Likewise prioritized is the search for long term financing to modernize Cuba’s four refineries, and the introduction of liquid gas in the generation of electricity in combined-cycle power plants. These are ways to improve economic efficiency, and substantially reduce carbon emissions into the atmosphere, Cid stated.


While almost all of Cuba’s oil production is concentrated in the Northern Coast Heavy Crude Fields, located in 750 square kilometers between Havana and the Hicacos Peninsula of Matanzas, experts nationally and internationally agree that the country’s Exclusive Economic Zone in the Gulf of Mexico “holds large reserves of petroleum and gas, and the discovery of important fields in the zone is probable,” Cid stated.

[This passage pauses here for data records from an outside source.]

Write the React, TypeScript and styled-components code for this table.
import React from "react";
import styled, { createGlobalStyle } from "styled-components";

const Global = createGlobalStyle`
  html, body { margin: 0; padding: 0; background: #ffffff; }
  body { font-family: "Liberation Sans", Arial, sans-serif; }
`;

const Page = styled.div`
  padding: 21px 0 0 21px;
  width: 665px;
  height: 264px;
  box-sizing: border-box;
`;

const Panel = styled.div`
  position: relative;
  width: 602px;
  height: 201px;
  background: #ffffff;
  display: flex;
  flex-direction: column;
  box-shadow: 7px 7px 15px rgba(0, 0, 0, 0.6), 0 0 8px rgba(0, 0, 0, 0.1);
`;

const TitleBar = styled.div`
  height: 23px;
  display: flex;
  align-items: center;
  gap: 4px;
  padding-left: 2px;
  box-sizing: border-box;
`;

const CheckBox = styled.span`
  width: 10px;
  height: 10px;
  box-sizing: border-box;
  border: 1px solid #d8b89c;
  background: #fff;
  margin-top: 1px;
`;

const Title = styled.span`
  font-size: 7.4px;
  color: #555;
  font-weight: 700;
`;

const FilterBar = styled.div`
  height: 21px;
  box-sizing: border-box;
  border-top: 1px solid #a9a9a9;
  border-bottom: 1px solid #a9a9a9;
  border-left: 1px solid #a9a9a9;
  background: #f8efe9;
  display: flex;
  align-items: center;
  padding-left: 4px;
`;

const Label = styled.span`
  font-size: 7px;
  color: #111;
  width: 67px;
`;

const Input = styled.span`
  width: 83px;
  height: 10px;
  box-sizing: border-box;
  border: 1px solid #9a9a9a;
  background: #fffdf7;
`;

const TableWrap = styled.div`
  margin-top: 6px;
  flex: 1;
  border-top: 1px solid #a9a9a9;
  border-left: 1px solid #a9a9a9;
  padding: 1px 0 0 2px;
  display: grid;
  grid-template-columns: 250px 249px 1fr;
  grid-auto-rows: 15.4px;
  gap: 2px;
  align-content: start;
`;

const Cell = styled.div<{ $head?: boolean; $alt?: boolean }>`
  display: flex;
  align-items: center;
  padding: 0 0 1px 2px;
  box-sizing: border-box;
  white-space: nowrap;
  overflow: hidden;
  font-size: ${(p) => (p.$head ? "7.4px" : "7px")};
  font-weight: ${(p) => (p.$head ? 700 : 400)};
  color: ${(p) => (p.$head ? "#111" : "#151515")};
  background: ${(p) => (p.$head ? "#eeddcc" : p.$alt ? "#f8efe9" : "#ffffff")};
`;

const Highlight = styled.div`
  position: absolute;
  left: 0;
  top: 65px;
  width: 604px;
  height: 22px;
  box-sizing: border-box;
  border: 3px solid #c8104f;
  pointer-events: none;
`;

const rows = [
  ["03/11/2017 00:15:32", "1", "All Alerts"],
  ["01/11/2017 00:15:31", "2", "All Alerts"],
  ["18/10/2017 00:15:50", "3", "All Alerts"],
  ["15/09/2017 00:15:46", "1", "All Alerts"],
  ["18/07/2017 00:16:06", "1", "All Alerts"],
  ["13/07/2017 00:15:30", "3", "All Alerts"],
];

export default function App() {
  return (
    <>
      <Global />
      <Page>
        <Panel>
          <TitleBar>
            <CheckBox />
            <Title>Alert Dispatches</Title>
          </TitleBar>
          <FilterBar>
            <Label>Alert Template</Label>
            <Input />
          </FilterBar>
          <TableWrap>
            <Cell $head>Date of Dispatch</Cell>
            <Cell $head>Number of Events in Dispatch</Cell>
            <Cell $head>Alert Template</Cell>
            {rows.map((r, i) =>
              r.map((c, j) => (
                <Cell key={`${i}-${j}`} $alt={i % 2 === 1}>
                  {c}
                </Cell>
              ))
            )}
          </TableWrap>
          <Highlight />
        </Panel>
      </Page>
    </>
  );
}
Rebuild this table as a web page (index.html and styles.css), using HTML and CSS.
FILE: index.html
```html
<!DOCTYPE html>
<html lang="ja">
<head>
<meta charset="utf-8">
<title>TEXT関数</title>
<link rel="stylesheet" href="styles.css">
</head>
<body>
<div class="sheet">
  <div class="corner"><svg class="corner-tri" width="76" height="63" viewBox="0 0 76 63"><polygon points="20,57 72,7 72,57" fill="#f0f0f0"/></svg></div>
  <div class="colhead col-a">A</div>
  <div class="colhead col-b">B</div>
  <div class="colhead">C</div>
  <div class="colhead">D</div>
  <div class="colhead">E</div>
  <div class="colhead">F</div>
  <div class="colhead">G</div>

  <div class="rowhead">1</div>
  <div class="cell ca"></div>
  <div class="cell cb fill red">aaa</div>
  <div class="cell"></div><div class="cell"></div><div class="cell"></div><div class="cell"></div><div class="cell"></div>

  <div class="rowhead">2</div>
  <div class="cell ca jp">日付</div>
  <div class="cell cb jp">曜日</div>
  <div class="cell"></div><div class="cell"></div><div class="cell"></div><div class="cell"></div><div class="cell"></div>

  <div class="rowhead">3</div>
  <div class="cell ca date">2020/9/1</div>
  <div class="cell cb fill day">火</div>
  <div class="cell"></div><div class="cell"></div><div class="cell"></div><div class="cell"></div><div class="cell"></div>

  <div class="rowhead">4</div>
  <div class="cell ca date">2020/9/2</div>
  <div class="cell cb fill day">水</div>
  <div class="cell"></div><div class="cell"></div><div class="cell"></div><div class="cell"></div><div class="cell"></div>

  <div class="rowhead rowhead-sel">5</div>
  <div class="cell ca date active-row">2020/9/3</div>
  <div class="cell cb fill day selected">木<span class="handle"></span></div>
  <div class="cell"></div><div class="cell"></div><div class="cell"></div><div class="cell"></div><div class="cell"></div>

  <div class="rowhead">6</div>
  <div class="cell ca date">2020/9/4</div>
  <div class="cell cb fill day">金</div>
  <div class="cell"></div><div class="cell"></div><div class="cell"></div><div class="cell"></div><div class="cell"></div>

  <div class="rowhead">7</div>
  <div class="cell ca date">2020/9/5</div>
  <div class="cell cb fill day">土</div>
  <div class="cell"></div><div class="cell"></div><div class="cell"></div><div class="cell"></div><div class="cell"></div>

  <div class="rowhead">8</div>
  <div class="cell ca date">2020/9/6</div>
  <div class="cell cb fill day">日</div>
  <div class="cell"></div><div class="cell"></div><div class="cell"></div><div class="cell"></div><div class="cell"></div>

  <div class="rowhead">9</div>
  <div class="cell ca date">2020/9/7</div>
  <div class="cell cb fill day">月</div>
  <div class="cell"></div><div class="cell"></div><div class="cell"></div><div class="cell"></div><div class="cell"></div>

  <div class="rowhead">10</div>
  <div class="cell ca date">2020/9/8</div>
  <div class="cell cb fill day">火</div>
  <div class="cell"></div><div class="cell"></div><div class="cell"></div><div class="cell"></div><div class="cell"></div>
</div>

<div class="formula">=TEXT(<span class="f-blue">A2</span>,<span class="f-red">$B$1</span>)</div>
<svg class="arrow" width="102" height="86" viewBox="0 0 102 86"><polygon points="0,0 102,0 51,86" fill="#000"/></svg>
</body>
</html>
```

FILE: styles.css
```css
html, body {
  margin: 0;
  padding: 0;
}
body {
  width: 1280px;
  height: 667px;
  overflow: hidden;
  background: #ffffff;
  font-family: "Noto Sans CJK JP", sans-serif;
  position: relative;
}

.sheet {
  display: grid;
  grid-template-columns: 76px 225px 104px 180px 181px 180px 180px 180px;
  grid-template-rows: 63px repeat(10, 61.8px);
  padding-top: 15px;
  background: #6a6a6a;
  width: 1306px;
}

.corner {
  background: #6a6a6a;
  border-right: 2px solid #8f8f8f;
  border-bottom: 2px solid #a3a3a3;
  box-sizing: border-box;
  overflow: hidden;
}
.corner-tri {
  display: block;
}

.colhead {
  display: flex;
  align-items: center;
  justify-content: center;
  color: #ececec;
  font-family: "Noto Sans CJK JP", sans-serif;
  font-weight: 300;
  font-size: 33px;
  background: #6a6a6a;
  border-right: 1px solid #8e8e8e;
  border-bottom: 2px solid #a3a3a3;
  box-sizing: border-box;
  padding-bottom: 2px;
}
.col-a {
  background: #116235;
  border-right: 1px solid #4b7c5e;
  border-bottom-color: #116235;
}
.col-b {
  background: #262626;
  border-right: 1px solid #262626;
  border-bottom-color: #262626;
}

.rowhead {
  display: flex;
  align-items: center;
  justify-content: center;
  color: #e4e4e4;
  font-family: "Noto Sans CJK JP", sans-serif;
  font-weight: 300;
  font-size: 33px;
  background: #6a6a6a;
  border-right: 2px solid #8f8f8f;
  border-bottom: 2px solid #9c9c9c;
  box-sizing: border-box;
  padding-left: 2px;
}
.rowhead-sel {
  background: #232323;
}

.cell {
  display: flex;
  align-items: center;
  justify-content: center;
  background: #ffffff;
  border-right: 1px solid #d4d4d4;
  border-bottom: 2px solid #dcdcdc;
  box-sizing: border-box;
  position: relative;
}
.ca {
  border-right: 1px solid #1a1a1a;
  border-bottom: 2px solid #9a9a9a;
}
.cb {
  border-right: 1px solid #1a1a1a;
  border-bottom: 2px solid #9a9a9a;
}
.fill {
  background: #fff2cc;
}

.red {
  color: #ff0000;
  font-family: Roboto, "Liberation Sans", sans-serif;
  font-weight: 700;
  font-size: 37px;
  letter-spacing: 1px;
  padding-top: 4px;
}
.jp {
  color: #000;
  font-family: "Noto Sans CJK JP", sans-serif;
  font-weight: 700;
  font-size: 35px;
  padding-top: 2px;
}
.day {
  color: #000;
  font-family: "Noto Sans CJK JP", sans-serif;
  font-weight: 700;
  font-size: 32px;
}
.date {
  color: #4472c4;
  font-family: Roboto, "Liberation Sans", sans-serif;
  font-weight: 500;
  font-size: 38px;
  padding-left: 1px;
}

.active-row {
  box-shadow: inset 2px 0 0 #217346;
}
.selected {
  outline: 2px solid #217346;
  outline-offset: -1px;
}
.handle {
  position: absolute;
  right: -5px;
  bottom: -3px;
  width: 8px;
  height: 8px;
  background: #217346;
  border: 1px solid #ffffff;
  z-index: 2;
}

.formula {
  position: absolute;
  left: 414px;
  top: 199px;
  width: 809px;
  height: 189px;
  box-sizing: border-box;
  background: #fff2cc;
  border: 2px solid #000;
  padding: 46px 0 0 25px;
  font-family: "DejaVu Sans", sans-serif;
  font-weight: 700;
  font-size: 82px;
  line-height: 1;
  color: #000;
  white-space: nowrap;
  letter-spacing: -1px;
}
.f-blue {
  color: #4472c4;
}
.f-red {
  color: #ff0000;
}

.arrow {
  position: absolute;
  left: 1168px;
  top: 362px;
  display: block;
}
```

The country’s Exclusive Economic Zone in the Gulf has been open to investment since 1999, and includes an area even larger than the island itself: more than 114 square kilometers, divided into 59 blocks of some 2,000 square kilometers each.
Within these waters, which vary in depth between 500 and 3,600 meters, four exploratory wells have been drilled, one in 2004 and three in 2012, according to Suárez, who added that all have detected evidence of oil.
Since deep water exploration in Cuba’s Exclusive Economic Zone is open to international participation, a significant effort has been made to conduct seismic testing, more than 30,000 square kilometers with 2D and more than 10,000 with 3D.
It is worth repeating that Cuba is practically unexplored territory when it comes to oil, producing a little more than 40% of its consumption. Given that it is located within a giant oil-rich basin, the country’s Exclusive Economic Zone in the Gulf of Mexico has attracted the most attention among offshore exploration investment opportunities.